Procter suggests, however, that NuoDB's architecture could confer a notional analytic advantage, too. "One of the things we have been working on ... is we have ... this notion of caching generic objects in a distributed peer system. We have peers that have to know how to coordinate with each other, [which means that they] need to know how to do batch processing," he says. "This kind of batch processing sounds like MapReduce, like applications that take computationally intensive [queries] and split them into smaller queries."
Third Nature's Madsen says he's frustrated with the limitations of existing DW "cloud" services and concedes that he's intrigued by NuoDB: "When I look at cloud databases, I see a lot of people who've created a federated database on top of partitioned MySQL, which is a terrible idea for so many reasons. [NuoDB is] one of the few I've found that's actually designing for a cloud environment to try to solve those problems."
On the other hand, he continues, NuoDB isn't yet ready for the DW prime time. "Most of what [they've] gone over speaks to OLTP, but what about non-OLTP [use-cases] -- for example, query-heavy, query-analysis stuff?"

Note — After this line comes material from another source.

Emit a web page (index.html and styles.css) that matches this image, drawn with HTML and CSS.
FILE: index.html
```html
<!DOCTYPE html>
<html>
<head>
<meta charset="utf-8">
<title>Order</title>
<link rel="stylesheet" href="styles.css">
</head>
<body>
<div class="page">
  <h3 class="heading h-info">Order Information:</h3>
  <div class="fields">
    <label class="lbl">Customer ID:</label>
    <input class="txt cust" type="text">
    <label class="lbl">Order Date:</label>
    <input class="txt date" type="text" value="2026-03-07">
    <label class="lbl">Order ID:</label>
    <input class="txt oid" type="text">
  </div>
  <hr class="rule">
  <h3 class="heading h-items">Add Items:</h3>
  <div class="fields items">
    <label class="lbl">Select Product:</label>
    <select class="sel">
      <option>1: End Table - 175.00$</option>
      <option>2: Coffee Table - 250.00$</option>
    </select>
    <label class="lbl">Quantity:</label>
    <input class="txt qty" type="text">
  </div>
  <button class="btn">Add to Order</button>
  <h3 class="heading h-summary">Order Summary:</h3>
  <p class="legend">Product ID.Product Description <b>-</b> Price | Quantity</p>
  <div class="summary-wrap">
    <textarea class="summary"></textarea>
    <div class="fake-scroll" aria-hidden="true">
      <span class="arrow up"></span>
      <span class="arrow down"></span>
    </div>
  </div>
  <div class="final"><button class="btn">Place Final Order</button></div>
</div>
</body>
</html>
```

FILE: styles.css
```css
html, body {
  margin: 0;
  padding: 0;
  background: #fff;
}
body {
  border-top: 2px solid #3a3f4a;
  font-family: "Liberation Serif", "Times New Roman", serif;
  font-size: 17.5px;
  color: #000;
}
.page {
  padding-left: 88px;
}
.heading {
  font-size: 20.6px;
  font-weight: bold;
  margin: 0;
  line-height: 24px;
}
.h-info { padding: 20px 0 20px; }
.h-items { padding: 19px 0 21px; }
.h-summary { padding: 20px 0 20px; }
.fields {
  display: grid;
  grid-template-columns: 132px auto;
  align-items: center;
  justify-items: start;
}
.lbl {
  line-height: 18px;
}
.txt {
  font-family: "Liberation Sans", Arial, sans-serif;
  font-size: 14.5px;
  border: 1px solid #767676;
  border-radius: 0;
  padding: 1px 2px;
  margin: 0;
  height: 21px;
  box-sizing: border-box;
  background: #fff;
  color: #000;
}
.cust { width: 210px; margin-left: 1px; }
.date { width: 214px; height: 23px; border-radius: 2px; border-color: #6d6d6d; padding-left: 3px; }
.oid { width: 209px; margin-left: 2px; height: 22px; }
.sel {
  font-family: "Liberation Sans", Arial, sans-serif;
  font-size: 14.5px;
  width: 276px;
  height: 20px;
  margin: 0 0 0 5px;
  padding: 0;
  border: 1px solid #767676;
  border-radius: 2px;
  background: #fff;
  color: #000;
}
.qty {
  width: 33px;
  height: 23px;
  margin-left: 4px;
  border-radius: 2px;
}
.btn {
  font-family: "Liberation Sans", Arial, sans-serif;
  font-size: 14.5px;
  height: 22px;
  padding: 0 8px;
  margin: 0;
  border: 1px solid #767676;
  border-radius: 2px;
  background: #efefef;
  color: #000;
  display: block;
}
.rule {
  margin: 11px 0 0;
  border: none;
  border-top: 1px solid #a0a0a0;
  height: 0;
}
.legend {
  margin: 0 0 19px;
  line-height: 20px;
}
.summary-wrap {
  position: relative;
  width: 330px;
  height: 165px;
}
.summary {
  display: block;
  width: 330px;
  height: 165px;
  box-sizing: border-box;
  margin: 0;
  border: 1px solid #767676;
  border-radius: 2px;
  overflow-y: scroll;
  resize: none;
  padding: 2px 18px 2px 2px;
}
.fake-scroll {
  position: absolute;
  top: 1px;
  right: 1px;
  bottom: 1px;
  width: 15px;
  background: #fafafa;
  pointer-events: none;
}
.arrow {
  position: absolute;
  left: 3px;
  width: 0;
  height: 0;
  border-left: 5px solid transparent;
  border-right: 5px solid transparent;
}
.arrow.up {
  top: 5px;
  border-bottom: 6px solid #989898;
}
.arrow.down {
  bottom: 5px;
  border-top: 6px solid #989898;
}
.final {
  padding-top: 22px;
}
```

This aspect of NuoDB is still gestating, he points out. "Lack of a distributed query puts a big dent in the [data warehousing] utility of the database, making it like a NoSQL database, only with SQL that developers [unlike data management professionals] seem not to want," he comments.
Because of this, it's likely that NuoDB can't yet address all query conditions, Madsen suggests.
"Or not," he concludes. "The only way to tell is to try it."